Enterprises will soon figure out that NoSQL delivers implicit consistency. In Cassandra, for instance, it’s very unlikely that you’ll write an order receipt in six different places. Instead, that receipt will occupy only one place.
PwC: What about BI [business intelligence] and NoSQL?
Ritesh Ramesh: I ask for the client’s definition of BI and analytics before we take on any BI strategy project. We see a trend that BI requirements at the business function level now range across a whole spectrum of sophistication. Our team even created taxonomy for BI by business role. We said BI for digital marketing means these things, BI for store operations means these things, and BI for supply chain means these things.

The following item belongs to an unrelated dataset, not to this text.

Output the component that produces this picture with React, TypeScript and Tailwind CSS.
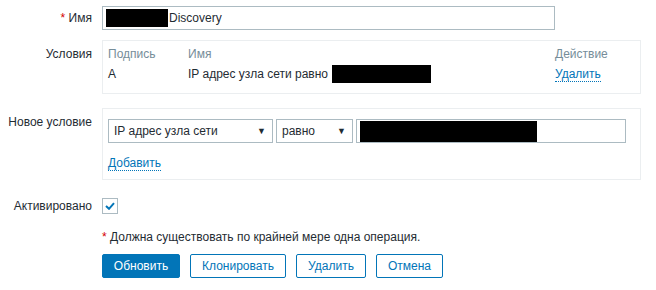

Different roles require different definitions, of course. So it’s no surprise that a hybrid SQL [structured query language]/NoSQL environment is often the outcome of a BI strategy project. The managers of store operations, responsible for keeping track of inventory, ask that only real-time information in specific formats be sent to their tablets. They don’t need or want the rest of the BI data, because they don’t have time to deal with it. NoSQL is a great solution for these managers. Operational NoSQL solutions are becoming an efficient way to enable access to near-real-time information for internal and external stakeholders.
PwC: What role is NoSQL playing in the data-integration challenge at retailers? What is the NoSQL access strategy without a query language that is standard across NoSQL technologies?
Ritesh Ramesh: Data access in NoSQL is often through an API [application programming interface]. If done the right way, it works well. When companies are using NoSQL to run their websites or mobile services, they just put in the data. APIs give you flexibility. Some APIs can have a customer ID with seven columns. Other APIs can specify a customer ID with six columns, or whatever meets the business need. So NoSQL access through the API is probably a good way to go, compared to the way things are done with a traditional relational database—especially for people who use NoSQL for data integration.